● RECORDS PROVIDED

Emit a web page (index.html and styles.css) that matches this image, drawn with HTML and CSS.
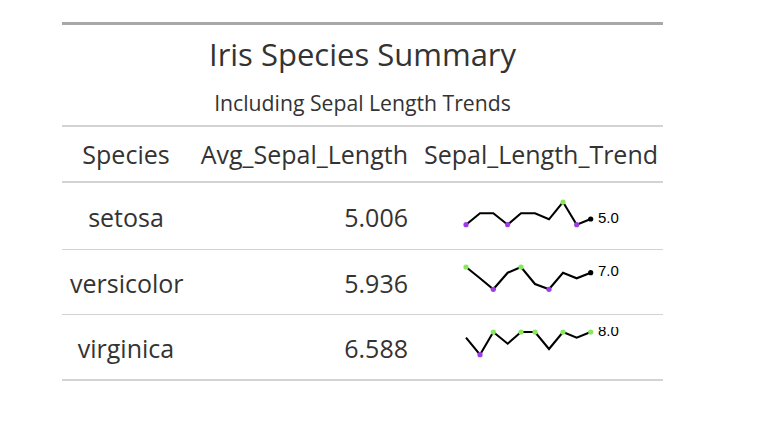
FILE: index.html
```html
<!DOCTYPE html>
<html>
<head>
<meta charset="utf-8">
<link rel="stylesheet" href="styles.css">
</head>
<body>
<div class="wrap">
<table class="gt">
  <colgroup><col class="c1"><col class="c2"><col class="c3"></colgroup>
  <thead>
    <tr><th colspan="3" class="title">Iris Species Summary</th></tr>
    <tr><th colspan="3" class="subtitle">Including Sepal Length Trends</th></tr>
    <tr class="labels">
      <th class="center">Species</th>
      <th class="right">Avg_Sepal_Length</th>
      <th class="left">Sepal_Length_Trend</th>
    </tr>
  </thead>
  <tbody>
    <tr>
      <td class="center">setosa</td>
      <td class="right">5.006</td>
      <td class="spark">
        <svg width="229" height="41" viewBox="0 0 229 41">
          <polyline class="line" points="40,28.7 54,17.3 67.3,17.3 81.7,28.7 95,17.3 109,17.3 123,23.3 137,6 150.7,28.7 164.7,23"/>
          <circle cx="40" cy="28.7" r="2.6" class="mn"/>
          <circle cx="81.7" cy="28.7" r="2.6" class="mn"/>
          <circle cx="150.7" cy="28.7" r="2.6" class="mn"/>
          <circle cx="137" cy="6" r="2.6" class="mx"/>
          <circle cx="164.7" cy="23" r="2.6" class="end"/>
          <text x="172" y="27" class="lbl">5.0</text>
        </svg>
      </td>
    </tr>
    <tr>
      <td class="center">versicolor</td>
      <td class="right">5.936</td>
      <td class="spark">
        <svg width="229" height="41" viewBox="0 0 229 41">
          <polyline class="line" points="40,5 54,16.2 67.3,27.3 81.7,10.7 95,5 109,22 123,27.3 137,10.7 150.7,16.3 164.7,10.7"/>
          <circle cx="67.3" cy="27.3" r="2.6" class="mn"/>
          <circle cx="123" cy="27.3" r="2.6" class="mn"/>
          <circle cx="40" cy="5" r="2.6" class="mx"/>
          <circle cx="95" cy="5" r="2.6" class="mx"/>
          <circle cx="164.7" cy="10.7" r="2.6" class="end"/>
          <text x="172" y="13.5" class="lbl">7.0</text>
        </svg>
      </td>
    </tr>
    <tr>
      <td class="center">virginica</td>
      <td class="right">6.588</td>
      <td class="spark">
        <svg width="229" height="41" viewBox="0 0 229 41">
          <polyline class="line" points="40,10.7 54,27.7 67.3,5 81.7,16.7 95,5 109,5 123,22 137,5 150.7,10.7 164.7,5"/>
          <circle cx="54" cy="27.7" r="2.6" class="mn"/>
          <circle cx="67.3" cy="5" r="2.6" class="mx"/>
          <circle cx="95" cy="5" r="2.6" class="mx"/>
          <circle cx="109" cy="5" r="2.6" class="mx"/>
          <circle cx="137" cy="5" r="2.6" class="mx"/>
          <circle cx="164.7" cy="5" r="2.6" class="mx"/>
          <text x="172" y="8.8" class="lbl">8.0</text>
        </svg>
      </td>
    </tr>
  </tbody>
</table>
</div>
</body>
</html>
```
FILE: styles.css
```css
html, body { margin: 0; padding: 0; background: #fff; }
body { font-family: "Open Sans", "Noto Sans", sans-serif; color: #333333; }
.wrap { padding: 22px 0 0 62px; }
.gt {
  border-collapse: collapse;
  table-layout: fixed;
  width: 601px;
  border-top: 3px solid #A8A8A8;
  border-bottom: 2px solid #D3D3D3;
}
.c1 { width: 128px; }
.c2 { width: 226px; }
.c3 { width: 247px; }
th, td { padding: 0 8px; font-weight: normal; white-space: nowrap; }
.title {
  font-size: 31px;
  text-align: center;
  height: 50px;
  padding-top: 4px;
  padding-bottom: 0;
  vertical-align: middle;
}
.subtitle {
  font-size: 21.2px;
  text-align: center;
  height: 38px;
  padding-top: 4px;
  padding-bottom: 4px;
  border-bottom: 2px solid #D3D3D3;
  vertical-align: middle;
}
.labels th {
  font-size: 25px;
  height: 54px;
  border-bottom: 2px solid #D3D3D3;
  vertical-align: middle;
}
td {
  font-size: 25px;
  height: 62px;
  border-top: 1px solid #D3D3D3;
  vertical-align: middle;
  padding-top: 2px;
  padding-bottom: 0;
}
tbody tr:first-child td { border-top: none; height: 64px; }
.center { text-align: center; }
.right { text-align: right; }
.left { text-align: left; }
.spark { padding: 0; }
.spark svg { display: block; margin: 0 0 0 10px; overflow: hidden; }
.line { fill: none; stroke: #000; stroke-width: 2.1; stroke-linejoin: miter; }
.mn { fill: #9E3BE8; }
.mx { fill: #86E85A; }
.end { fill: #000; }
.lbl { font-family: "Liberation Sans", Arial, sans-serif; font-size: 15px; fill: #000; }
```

--

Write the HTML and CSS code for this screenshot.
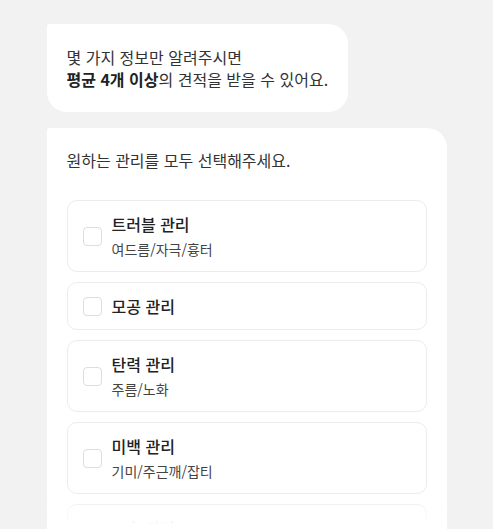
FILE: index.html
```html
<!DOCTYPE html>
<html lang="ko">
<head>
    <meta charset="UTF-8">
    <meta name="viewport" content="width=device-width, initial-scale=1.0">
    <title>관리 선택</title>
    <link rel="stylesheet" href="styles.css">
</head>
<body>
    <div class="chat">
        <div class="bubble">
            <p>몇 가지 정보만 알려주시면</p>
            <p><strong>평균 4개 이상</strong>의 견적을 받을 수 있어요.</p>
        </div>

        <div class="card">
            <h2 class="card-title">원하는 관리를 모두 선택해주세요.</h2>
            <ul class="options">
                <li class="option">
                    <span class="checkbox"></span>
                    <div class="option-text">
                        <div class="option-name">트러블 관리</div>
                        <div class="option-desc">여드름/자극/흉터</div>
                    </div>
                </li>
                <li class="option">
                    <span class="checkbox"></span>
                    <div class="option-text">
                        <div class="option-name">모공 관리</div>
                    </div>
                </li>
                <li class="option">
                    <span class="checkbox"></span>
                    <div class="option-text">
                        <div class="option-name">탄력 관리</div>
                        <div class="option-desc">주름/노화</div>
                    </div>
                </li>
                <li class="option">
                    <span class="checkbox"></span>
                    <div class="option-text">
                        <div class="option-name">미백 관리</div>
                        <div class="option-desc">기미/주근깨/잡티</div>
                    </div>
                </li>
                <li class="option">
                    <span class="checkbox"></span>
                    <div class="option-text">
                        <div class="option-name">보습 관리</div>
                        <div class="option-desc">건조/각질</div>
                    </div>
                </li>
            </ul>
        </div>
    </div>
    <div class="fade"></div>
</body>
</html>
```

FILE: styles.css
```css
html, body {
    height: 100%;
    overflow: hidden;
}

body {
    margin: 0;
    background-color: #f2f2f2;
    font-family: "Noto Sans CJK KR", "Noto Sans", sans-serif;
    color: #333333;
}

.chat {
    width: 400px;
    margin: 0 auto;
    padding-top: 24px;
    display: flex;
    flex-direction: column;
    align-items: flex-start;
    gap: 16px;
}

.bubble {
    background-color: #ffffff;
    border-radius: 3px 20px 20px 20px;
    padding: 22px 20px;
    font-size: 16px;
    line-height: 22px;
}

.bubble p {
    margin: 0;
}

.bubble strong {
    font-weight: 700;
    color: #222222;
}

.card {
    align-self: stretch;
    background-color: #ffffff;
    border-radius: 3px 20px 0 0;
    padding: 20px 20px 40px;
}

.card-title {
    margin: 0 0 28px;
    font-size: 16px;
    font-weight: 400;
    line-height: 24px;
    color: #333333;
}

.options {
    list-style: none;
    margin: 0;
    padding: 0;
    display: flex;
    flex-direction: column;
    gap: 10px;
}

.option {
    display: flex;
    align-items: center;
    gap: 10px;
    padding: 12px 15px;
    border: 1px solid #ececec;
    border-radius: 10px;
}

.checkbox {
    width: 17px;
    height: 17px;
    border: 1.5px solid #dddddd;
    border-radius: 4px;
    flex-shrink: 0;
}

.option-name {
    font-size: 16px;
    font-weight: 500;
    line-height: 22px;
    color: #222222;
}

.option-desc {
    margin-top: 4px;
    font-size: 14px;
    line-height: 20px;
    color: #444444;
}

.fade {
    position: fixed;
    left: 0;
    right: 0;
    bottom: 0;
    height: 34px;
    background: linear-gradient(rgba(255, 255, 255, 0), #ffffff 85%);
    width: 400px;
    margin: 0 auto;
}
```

● PROBLEM DETAILS
Copy each line of the records containing the string "this".

● ANSWER FOR THE TASK
Emit a web page (index.html and styles.css) that matches this image, drawn with HTML and CSS.
Write the HTML and CSS code for this screenshot.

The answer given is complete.